EXERCISE BRIEF
Lines holding the string "screenshot" are the ones to copy from this listing.

------------------------------------

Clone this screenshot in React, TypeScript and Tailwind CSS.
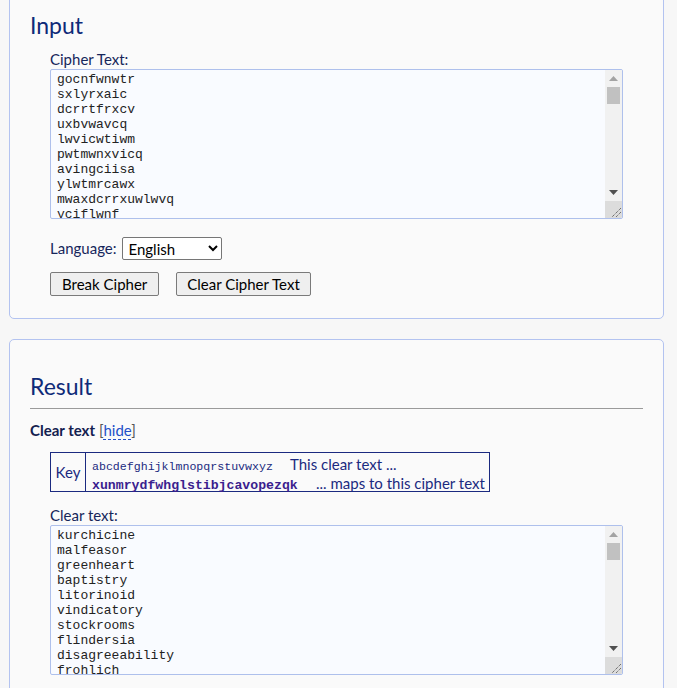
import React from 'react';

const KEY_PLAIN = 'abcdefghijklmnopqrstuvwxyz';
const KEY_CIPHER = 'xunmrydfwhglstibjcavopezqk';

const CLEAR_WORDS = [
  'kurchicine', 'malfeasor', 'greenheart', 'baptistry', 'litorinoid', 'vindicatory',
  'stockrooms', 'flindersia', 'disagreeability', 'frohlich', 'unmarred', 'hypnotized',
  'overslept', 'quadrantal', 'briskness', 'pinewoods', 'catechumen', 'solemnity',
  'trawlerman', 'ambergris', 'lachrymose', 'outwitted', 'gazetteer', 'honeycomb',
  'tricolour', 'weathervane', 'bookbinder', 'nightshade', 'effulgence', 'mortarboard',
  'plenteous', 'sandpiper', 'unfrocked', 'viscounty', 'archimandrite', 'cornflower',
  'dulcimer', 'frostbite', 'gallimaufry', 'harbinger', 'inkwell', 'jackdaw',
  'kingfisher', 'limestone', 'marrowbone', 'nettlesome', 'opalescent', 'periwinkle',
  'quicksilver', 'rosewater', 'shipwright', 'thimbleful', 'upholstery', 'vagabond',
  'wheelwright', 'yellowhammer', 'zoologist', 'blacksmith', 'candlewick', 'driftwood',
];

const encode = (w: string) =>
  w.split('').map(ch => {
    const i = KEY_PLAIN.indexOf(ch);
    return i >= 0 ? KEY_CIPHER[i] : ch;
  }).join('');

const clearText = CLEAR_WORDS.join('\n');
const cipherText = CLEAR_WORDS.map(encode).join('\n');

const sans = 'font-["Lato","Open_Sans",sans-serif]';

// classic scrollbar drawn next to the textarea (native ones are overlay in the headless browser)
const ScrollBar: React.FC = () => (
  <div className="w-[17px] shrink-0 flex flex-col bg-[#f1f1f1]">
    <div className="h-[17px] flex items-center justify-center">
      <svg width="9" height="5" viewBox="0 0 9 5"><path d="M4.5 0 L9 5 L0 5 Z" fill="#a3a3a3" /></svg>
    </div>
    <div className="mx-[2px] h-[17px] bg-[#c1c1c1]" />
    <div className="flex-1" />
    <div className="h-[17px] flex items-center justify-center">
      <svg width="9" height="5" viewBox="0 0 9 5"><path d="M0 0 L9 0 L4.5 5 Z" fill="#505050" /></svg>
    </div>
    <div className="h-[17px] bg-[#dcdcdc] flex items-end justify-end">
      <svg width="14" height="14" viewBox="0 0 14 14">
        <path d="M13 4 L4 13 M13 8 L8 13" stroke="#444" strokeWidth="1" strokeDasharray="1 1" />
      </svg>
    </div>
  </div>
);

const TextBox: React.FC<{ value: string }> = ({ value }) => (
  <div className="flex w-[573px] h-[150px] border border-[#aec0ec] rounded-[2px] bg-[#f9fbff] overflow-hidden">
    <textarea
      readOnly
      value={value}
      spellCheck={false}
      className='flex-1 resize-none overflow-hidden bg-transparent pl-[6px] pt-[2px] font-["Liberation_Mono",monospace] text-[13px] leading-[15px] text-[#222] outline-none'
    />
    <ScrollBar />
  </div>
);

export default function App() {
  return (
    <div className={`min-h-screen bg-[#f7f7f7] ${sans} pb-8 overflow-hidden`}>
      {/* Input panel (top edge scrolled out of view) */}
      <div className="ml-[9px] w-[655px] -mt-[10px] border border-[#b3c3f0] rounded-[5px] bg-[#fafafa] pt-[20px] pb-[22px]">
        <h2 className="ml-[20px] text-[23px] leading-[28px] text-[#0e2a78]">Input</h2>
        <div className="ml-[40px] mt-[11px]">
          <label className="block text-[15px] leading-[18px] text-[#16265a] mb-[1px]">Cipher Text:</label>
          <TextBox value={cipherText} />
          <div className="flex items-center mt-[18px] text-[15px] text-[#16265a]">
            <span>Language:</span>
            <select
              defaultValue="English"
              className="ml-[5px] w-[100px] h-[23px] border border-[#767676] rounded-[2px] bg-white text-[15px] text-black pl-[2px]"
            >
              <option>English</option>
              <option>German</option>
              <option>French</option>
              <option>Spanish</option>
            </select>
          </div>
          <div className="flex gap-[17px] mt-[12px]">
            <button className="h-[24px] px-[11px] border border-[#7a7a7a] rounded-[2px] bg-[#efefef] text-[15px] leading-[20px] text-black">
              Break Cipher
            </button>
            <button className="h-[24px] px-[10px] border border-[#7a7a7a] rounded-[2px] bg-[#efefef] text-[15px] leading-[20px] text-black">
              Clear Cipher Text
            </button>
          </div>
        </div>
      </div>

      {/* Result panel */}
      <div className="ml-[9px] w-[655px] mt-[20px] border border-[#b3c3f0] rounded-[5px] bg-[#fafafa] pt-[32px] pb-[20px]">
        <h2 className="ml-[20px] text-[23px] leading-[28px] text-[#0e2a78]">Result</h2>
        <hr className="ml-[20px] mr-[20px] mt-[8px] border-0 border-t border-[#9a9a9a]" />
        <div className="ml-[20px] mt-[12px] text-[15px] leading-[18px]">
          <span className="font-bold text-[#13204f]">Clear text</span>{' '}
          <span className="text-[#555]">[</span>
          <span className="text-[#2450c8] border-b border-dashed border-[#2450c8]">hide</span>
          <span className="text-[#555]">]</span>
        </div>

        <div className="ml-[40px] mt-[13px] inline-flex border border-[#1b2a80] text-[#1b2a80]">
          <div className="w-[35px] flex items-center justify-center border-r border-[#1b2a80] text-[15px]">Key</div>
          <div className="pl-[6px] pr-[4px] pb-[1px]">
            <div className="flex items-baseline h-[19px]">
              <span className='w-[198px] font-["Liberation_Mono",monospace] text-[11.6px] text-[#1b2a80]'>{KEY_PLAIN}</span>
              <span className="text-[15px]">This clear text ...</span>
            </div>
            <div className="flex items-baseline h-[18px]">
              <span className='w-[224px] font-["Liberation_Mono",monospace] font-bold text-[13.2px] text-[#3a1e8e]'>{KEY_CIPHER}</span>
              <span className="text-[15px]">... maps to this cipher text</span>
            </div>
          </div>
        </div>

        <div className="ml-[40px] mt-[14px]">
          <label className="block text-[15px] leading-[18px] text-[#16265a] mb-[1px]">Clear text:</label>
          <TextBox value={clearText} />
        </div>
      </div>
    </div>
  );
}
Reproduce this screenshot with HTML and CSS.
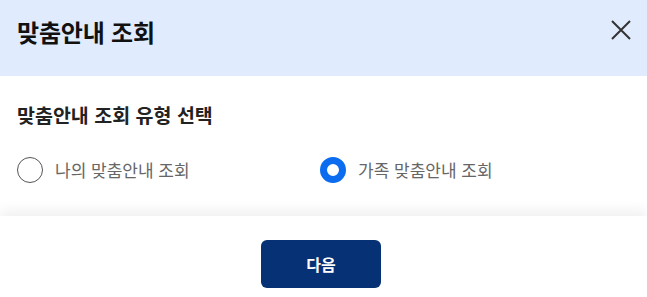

------------------------------------

COMPLETE ANSWER
Clone this screenshot in React, TypeScript and Tailwind CSS.
Reproduce this screenshot with HTML and CSS.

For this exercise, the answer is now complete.